Prerequisite : Set up an active-passive configuration that uses two IBM Cloudant accounts, one in each region. Active-passive configuration is preferred as in the case of active-active configuration we have to additionally create a strategy for managing conflicts to avoid problems with multiple copies of data. For more information about setting this up, see Configuring IBM Cloudant for cross-region disaster recovery
Photo by Ira Huz on Unsplash
In this article, we will use HAProxy or High Availability Proxy to direct traffic to one of two Cloudant instances(active-passive configuration) with auto failover to the backup Cloudant instance.
Target architecture with HAProxy as a reverse proxy 🔗
Key Considerations for the setup 🔗
1) HA Proxy should route traffic to the primary Cloudant instance as long as it is up. 2) HA Proxy should automatically route traffic to secondary Cloudant instance if the primary instance goes down. 3) HA Proxy should automatically route traffic back to the primary Cloudant instance as soon as it is up again.
How to check if the Cloudant instance is up? 🔗
Cloudant offers a simple way to know if it is available or not through the
_up endpoint. So all we have to do is ping this endpoint as a ‘heartbeat at a regular interval of time. For example, a simple GET request(let’s say in every 5 seconds) sent to this endpoint to see if the “200” response code is returned. As long 200 response code is received, traffic is routed to the primary Cloudant instance. If HAProxy receives a status code other than 200, then it would automatically route traffic to the secondary Cloudant instance.
Let’s get started with the configuring HA Proxy 🔗
Step - 1) Install HA Proxy
It is really easy to install HA Proxy and for this article, we will be using Ubuntu OS. Commands to install a specific version of HA proxy are as follows.
add-apt-repository ppa:vbernat/haproxy-2.2 apt-get update apt-get install haproxy / sudo apt-get install -y haproxy
Note: Choose the latest HA Proxy stable version.
Verify the installation by checking the HAProxy server version
Step - 2) Configure frontend, backend and enable statistics for HAProxy
Go to the path “/etc/haproxy” and edit the haproxy.cfg file in any editor e.g vi or vim and add frontend, backend and enable statistics as shown in the below configuration.
For simplicity, I would demonstrate it using HTTP, but it could also be configured for HTTPS.
global (...) defaults (...) listen stats bind *:9090 stats enable stats uri /stats stats auth admin:admin@123 stats refresh 30s frontend db_frontend bind *:80 mode http use_backend db_cluster backend db_cluster option httpchk GET /_up HTTP/1.1 http-check send hdr Authorization Basic\ xXxXxXxX(base64encoded)xxXxXxxXxx= http-check expect status 200 http-send-name-header Host server primaryacct.cloudant.com 18.104.22.168:443 check inter 5s rise 2 fall 2 ssl verify none server secondaryacct.cloudant.com 22.214.171.124:443 check inter 5s rise 2 fall 2 ssl verify none backup
Make relevant changes to the haproxy.cfg file and save it. Now let’s verify and reload the HAProxy configuration by using the below commands.

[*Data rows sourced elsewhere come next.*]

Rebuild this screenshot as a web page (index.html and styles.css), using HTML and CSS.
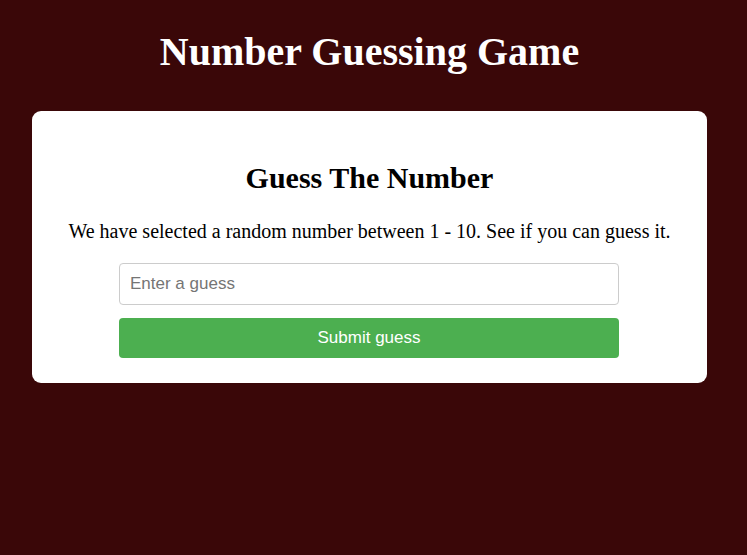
FILE: index.html
```html
<!DOCTYPE html>
<html>
<head>
<meta charset="utf-8">
<title>Number Guessing Game</title>
<link rel="stylesheet" href="styles.css">
</head>
<body>
  <h1 class="title">Number Guessing Game</h1>
  <div class="card">
    <h2 class="card-title">Guess The Number</h2>
    <p class="card-text">We have selected a random number between 1 - 10. See if you can guess it.</p>
    <form class="guess-form">
      <input class="guess-input" type="text" placeholder="Enter a guess">
      <button class="guess-button" type="button">Submit guess</button>
    </form>
  </div>
</body>
</html>
```
FILE: styles.css
```css
html, body {
  margin: 0;
  padding: 0;
}
body {
  background: #3a0708;
  font-family: "Liberation Serif", "Times New Roman", serif;
  padding: 0 40px 0 32px;
}
.title {
  color: #fff;
  text-align: center;
  font-size: 40px;
  font-weight: bold;
  margin: 0;
  padding: 30px 0 37px;
  line-height: 44px;
}
.card {
  background: #fff;
  border-radius: 9px;
  padding: 49px 0 25px;
  display: flex;
  flex-direction: column;
  align-items: center;
}
.card-title {
  font-size: 30px;
  margin: 0 0 23px;
  line-height: 36px;
}
.card-text {
  font-size: 20px;
  margin: 0 0 20px;
  line-height: 24px;
}
.guess-form {
  width: 500px;
  margin-right: 1px;
  display: flex;
  flex-direction: column;
  gap: 13px;
}
.guess-input {
  box-sizing: border-box;
  height: 42px;
  border: 1px solid #ccc;
  border-radius: 4px;
  padding: 0 10px;
  font-family: "Liberation Sans", Arial, sans-serif;
  font-size: 17px;
  margin: 0;
}
.guess-input::placeholder {
  color: #757575;
}
.guess-button {
  height: 40px;
  border: none;
  border-radius: 4px;
  background: #4caf50;
  color: #fff;
  font-family: "Liberation Sans", Arial, sans-serif;
  font-size: 17px;
  margin: 0;
}
```
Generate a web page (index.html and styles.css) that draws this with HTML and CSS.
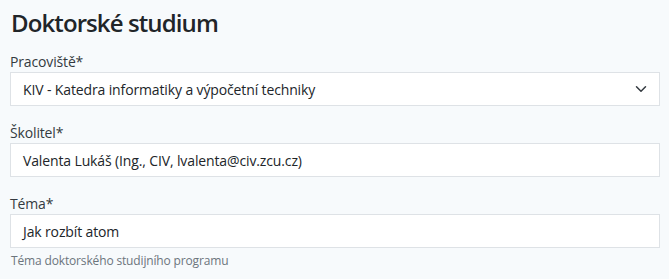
FILE: index.html
```html
<!DOCTYPE html>
<html lang="cs">
<head>
<meta charset="utf-8">
<title>Doktorské studium</title>
<link rel="stylesheet" href="styles.css">
</head>
<body>
<main class="page">
  <h1 class="title">Doktorské studium</h1>
  <div class="group">
    <label class="label">Pracoviště*</label>
    <div class="control select">
      <span>KIV - Katedra informatiky a výpočetní techniky</span>
      <svg class="chevron" width="16" height="12" viewBox="0 0 16 16"><path d="M2 5l6 6 6-6" fill="none" stroke="#343a40" stroke-width="2" stroke-linecap="round" stroke-linejoin="round"/></svg>
    </div>
  </div>
  <div class="group">
    <label class="label">Školitel*</label>
    <div class="control"><span>Valenta Lukáš (Ing., CIV, lvalenta@civ.zcu.cz)</span></div>
  </div>
  <div class="group">
    <label class="label">Téma*</label>
    <div class="control"><span>Jak rozbít atom</span></div>
    <div class="help">Téma doktorského studijního programu</div>
  </div>
</main>
</body>
</html>
```
FILE: styles.css
```css
html, body {
  margin: 0;
  padding: 0;
  background: #f7fafc;
}
body {
  font-family: "Open Sans", "Noto Sans", sans-serif;
  color: #212529;
}
.page {
  padding: 8px 9px 0 10px;
}
.title {
  margin: 0 0 14px 1px;
  font-size: 24px;
  line-height: 29px;
  font-weight: 600;
  letter-spacing: -0.9px;
  color: #212529;
}
.group {
  margin-bottom: 16px;
}
.label {
  display: block;
  font-size: 14px;
  line-height: 21px;
  letter-spacing: -0.15px;
  color: #343a40;
}
.control {
  box-sizing: border-box;
  height: 34px;
  display: flex;
  align-items: center;
  justify-content: space-between;
  padding: 0 10px 0 12px;
  background: #fff;
  border: 1px solid #dee2e6;
  font-size: 14px;
  letter-spacing: -0.13px;
  color: #212529;
}
.chevron {
  display: block;
}
.help {
  margin-top: 4px;
  font-size: 12px;
  line-height: 18px;
  letter-spacing: -0.15px;
  color: #6c757d;
  padding-left: 1px;
}
```
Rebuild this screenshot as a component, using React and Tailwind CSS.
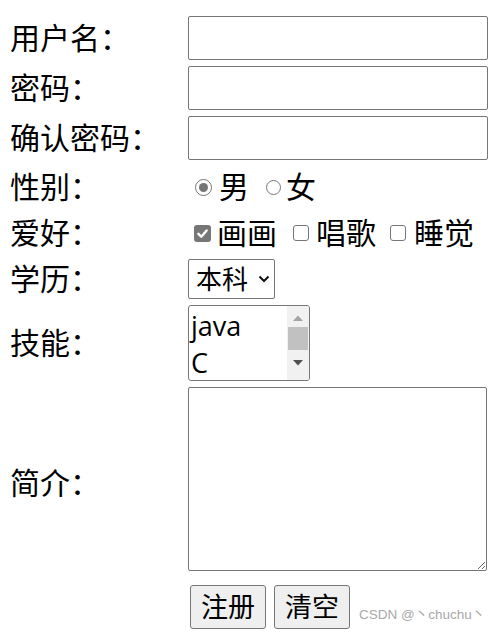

haproxy -c -f /etc/haproxy/haproxy.cfg service haproxy reload
Let’s understand the HAProxy configuration 🔗
listen stats bind *:9090 stats enable stats uri /stats stats auth admin:admin@123 stats refresh 30s
The above configuration would enable the HAProxy dashboard to show various information & statistics.
- bind: Sets which address and port you’ll use to access the dashboard.
- enable: Enables the statistics.
- stats uri: Set the path to access the dashboard. e.g. server_ip_address:9090/stats.
- stats auth: Set the credentials to access the dashboard
- stats refresh: Configures how often the dashboard will automatically refresh within your browser, which in this case is 30 seconds.
frontend db_frontend bind *:80 mode http use_backend db_cluster
HAProxy dashboard 🔗
Note: Here the server with green color is the primary server and the server with blue color is the backup server. All the requests are served by the primary server unless it is down.
A frontend is what a client connects to. As requests enter the load balancer and as responses are returned to the client, they pass through the frontend. In the above configuration, HAProxy listens on default port 80 and forward requests to the backend.
backend db_cluster option httpchk GET /_up HTTP/1.1 http-check send hdr Authorization Basic\ wcm9maWxlOm5(base64encoded)AxMjM0NTY= http-check expect status 200 http-send-name-header Host server primaryacct.cloudant.com 126.96.36.199:443 check inter 5s rise 2 fall 2 ssl verify none server secondaryacct.cloudant.com 188.8.131.52:443 check inter 5s rise 2 fall 2 ssl verify none backup
A backend consists of a pool of servers and the requests are routed between the servers in a round-robin fashion making it a load balancer by default. To make HA Proxy behave like a reverse proxy rather than a load balancer, we have to make one server as active and the other server as passive. This could be achieved by using the keyword “backup” for the server. e.g. in the above configuration, secondaryacct.cloudant.com is the passive server, which will not receive any traffic unless the active server(primaryacct.cloudant.com) is down. And As soon as the active server comes back up, all the requests will fail back to it again. In this example configuration HAProxy polls the server on a fixed interval of 5 seconds which is described by the attributes
check inter 5s and if not specified, the default value is 2 seconds. The attributes
rise 2 fall 2 signifies the number of consecutive valid health checks before considering the server as UP and DOWN. The attribute
ssl verify none instructs HAProxy not to check the validity of a server certificate.
In this example, we are configuring two different Cloudant services(one active, one passive) having different hostname. In order for HAProxy to communicate to Cloudant, we need to provide a HOST header having the value of Cloudant database hostname, without which Cloudant won’t honour the request. This could be achieved through the attribute http-send-name-header. By using the “Host” header with this option(e.g. http-send-name-header Host), the existing Host header would be overwritten with the new value from the server name which in this case are primaryacct.cloudant.com & secondaryacct.cloudant.com. The first three lines inside backend are responsible for making a GET call to the
_up end point and expecting a response code “200” by passing credential through Authorization header.